● **Material provided**:
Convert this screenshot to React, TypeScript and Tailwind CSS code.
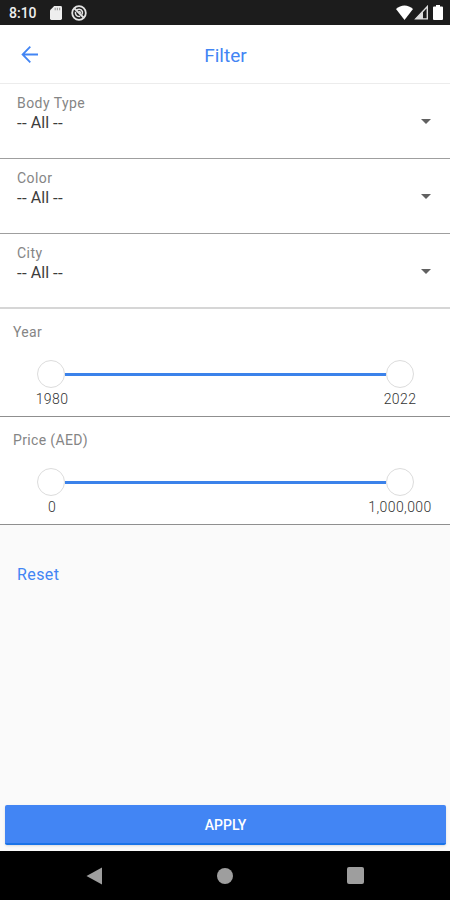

--

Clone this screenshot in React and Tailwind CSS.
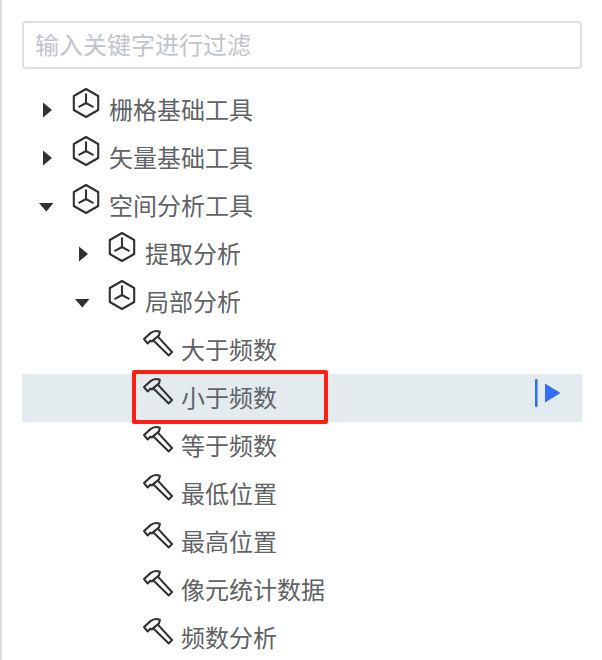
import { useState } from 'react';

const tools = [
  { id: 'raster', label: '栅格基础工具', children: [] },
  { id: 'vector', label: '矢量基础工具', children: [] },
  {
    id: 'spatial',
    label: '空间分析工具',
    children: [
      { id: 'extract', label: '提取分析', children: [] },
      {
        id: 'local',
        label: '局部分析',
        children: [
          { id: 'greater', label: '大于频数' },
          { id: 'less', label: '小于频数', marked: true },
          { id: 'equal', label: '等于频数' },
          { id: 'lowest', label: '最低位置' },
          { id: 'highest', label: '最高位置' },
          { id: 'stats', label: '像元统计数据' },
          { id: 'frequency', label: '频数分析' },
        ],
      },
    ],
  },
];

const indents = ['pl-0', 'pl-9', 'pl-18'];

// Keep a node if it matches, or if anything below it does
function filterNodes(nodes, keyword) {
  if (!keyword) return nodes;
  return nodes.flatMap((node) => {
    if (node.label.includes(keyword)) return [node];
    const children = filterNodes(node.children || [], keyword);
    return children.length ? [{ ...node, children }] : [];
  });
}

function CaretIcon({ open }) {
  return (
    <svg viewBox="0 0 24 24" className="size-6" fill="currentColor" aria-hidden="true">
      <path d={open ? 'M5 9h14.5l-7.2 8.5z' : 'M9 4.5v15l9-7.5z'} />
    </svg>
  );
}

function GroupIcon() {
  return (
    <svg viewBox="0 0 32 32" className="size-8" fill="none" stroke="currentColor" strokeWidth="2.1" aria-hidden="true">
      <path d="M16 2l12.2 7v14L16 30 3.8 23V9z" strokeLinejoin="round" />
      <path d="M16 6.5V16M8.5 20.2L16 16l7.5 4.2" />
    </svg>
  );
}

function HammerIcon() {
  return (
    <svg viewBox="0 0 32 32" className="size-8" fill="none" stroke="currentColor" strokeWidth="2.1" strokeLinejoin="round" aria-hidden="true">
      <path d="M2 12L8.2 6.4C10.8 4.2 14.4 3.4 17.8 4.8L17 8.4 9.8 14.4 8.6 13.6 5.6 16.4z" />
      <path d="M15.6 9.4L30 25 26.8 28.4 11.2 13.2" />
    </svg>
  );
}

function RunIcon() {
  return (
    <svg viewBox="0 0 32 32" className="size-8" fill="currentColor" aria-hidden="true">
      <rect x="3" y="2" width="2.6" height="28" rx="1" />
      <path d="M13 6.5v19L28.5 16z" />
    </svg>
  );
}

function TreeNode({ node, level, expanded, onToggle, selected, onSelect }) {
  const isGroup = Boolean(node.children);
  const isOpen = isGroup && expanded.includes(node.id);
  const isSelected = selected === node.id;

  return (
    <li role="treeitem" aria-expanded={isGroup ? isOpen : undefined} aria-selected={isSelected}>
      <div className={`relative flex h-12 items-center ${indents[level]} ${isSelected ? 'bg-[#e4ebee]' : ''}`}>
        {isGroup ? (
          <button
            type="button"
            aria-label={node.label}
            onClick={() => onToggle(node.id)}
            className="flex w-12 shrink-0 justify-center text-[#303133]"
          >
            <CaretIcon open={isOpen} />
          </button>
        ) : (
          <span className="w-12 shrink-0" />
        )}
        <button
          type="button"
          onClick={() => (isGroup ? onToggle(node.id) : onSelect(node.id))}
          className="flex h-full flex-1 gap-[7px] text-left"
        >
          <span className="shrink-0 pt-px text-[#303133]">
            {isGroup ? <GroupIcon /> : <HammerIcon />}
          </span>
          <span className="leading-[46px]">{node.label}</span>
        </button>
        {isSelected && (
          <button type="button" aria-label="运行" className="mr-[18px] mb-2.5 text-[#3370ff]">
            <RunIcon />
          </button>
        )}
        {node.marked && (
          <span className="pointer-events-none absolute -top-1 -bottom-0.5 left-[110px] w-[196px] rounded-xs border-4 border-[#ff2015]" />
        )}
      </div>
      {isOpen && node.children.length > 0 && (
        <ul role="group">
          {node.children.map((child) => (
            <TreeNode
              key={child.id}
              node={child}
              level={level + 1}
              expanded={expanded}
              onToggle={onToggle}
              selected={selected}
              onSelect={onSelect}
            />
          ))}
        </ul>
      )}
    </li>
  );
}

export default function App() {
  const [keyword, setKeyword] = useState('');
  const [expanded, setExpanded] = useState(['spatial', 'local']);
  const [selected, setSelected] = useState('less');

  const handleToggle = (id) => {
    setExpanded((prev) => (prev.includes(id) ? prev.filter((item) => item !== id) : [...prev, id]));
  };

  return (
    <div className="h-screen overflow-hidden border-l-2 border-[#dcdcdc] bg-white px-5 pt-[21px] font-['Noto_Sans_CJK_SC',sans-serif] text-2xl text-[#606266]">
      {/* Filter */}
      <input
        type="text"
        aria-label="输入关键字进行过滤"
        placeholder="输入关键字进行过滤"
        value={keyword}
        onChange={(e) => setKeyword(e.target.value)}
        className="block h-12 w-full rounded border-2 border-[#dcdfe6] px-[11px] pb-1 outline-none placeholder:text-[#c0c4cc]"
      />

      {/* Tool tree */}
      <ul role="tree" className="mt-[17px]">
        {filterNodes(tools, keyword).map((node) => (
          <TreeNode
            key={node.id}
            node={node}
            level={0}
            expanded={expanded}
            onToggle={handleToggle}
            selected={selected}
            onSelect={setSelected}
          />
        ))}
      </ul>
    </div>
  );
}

● **Task statement**: Extract the stretch of lines that begins at the line with "Clone this screenshot" and ends at the line with "const indents = ['pl-0', 'pl-9', 'pl-18'];", inclusive. Omit every picture.

● **Exercise response**:
Clone this screenshot in React and Tailwind CSS.
import { useState } from 'react';

const tools = [
  { id: 'raster', label: '栅格基础工具', children: [] },
  { id: 'vector', label: '矢量基础工具', children: [] },
  {
    id: 'spatial',
    label: '空间分析工具',
    children: [
      { id: 'extract', label: '提取分析', children: [] },
      {
        id: 'local',
        label: '局部分析',
        children: [
          { id: 'greater', label: '大于频数' },
          { id: 'less', label: '小于频数', marked: true },
          { id: 'equal', label: '等于频数' },
          { id: 'lowest', label: '最低位置' },
          { id: 'highest', label: '最高位置' },
          { id: 'stats', label: '像元统计数据' },
          { id: 'frequency', label: '频数分析' },
        ],
      },
    ],
  },
];

const indents = ['pl-0', 'pl-9', 'pl-18'];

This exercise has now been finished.